WHAT TO WORK ON: Leave the pictures out and copy exactly the lines from the line containing "Recreate this image" to the line containing "const current = 'Hipoglucemia';", both lines included.

Pages as source code:
#####

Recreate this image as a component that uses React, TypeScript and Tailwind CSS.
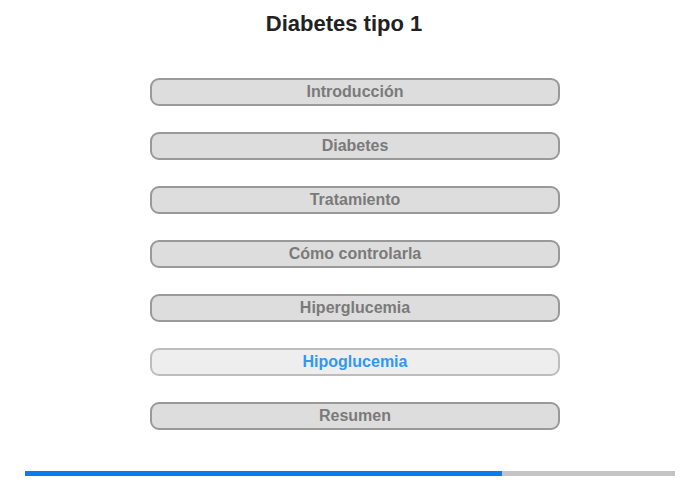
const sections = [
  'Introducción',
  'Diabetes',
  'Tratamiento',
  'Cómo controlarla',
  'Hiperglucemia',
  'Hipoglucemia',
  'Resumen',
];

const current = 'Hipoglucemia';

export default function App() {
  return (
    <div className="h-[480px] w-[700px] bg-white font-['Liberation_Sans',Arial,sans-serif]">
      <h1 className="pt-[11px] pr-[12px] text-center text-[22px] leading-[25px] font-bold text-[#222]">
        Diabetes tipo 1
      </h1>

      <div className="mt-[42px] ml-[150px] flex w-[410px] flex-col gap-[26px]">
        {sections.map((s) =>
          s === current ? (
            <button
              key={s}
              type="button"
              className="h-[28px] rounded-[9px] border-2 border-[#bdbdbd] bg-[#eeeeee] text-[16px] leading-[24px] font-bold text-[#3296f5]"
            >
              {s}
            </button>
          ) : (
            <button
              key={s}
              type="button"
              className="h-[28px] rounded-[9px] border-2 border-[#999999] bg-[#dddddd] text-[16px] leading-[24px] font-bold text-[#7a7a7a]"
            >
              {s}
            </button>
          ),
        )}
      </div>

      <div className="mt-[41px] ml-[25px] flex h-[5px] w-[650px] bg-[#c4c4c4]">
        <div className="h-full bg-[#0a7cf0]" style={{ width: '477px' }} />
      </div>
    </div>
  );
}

#####

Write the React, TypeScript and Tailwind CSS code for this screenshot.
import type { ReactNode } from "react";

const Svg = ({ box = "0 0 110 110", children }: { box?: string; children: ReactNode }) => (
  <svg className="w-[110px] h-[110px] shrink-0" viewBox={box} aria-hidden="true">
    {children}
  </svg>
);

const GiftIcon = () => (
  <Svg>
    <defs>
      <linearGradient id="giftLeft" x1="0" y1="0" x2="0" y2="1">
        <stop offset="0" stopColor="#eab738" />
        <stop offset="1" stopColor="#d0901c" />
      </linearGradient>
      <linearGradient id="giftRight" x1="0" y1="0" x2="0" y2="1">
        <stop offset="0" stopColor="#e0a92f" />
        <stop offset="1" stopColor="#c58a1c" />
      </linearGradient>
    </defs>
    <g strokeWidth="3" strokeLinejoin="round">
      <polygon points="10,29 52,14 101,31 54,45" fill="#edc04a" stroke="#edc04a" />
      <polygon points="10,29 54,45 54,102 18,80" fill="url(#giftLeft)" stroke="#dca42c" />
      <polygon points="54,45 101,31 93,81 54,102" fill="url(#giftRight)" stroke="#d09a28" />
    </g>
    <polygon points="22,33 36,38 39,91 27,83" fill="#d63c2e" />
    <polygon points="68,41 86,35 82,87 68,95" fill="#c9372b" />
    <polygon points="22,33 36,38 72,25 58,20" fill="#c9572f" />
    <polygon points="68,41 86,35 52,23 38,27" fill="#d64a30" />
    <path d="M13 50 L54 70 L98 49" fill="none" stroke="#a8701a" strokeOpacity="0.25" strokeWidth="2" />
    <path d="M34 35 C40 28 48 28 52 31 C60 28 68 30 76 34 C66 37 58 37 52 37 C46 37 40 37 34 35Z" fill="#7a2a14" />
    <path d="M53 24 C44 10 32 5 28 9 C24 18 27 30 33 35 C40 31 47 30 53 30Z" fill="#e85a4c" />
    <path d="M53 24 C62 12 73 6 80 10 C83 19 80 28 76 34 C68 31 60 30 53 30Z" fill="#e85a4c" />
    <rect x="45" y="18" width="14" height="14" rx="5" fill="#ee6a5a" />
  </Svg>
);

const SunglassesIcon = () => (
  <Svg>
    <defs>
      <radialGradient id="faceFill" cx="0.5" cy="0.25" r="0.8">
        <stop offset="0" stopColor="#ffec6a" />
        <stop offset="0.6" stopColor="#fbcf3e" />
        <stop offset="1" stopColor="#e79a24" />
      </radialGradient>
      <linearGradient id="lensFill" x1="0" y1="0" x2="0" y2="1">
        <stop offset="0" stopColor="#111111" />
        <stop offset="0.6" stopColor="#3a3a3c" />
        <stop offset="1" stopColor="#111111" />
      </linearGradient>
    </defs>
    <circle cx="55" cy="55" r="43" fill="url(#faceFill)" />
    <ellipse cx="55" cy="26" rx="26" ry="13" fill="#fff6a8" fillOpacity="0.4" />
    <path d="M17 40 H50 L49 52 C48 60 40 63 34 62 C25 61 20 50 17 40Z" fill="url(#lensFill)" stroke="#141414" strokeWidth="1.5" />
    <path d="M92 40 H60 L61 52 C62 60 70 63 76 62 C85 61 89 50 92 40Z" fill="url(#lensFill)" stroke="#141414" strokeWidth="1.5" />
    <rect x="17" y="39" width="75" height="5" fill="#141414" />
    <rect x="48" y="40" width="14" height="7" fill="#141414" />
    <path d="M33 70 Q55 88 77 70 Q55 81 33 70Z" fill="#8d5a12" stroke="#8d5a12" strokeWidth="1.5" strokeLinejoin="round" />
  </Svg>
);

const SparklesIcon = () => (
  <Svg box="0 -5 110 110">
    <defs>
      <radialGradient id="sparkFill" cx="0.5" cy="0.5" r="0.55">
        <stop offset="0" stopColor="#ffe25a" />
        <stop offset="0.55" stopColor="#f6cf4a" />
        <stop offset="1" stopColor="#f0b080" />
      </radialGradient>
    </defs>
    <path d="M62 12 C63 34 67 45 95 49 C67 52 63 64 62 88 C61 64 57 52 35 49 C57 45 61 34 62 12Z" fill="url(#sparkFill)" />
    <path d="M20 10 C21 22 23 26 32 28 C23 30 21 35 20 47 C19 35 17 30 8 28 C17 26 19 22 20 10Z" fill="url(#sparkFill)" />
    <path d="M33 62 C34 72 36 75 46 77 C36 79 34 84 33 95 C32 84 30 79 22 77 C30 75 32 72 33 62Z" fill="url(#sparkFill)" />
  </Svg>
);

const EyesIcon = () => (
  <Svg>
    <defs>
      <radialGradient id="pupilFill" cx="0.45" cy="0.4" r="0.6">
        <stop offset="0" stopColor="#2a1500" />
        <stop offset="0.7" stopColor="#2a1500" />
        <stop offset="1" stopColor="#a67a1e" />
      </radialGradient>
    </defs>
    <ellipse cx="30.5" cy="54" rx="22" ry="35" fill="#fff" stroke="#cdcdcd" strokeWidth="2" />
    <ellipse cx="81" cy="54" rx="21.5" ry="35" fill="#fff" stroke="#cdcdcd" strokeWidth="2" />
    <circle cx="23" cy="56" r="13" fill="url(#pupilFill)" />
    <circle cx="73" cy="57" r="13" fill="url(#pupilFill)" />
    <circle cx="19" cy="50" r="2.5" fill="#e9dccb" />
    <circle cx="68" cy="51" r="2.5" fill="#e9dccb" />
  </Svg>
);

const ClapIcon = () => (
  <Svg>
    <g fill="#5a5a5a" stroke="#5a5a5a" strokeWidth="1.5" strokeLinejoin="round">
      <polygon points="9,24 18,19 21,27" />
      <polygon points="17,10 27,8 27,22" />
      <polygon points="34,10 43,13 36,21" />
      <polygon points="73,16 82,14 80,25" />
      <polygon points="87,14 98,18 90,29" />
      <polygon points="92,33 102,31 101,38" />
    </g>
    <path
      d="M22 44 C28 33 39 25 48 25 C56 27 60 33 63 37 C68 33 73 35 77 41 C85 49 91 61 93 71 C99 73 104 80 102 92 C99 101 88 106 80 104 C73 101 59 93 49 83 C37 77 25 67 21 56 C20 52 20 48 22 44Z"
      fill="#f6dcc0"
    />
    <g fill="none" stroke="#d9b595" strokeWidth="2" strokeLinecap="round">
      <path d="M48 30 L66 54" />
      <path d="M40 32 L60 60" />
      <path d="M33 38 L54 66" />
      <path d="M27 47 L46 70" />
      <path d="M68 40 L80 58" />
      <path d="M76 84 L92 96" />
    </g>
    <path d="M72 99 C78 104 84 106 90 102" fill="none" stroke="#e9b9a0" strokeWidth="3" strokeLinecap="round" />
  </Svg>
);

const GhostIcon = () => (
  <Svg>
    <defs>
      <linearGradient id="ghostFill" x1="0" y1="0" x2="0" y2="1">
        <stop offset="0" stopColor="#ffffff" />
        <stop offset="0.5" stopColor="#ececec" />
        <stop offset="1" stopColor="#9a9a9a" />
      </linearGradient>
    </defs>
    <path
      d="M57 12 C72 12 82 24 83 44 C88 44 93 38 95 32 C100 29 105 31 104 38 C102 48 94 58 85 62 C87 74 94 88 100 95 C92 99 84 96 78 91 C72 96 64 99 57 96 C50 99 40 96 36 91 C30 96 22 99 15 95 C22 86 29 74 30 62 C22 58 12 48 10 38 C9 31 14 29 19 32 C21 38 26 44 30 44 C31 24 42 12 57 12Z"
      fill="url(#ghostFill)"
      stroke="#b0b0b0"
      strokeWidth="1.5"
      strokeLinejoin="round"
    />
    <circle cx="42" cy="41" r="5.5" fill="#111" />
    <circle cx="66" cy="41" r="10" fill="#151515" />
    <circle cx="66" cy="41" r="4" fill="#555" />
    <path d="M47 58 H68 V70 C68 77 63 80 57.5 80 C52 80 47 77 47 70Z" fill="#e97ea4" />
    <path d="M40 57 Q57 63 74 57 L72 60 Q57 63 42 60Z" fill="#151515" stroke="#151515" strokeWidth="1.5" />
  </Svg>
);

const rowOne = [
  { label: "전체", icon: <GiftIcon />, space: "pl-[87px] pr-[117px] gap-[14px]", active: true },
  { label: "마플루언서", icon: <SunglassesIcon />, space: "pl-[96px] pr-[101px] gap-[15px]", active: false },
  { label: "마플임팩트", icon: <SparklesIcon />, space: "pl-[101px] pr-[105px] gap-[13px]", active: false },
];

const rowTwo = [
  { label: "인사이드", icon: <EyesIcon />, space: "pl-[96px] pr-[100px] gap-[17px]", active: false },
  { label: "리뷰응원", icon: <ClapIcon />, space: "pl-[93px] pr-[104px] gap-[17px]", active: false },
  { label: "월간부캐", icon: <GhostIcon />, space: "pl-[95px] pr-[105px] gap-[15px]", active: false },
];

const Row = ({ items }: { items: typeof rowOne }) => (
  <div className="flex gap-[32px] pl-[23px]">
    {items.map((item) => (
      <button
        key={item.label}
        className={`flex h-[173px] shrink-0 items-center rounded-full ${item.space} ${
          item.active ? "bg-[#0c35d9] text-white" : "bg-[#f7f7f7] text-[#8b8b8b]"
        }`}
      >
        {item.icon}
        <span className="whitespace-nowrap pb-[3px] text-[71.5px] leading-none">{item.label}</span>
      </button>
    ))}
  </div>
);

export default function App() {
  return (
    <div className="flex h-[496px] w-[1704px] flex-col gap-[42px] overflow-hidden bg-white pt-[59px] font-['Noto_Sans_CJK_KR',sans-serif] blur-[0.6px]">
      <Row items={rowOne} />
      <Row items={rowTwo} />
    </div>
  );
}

#####

WRITTEN RESPONSE:
Recreate this image as a component that uses React, TypeScript and Tailwind CSS.
const sections = [
  'Introducción',
  'Diabetes',
  'Tratamiento',
  'Cómo controlarla',
  'Hiperglucemia',
  'Hipoglucemia',
  'Resumen',
];

const current = 'Hipoglucemia';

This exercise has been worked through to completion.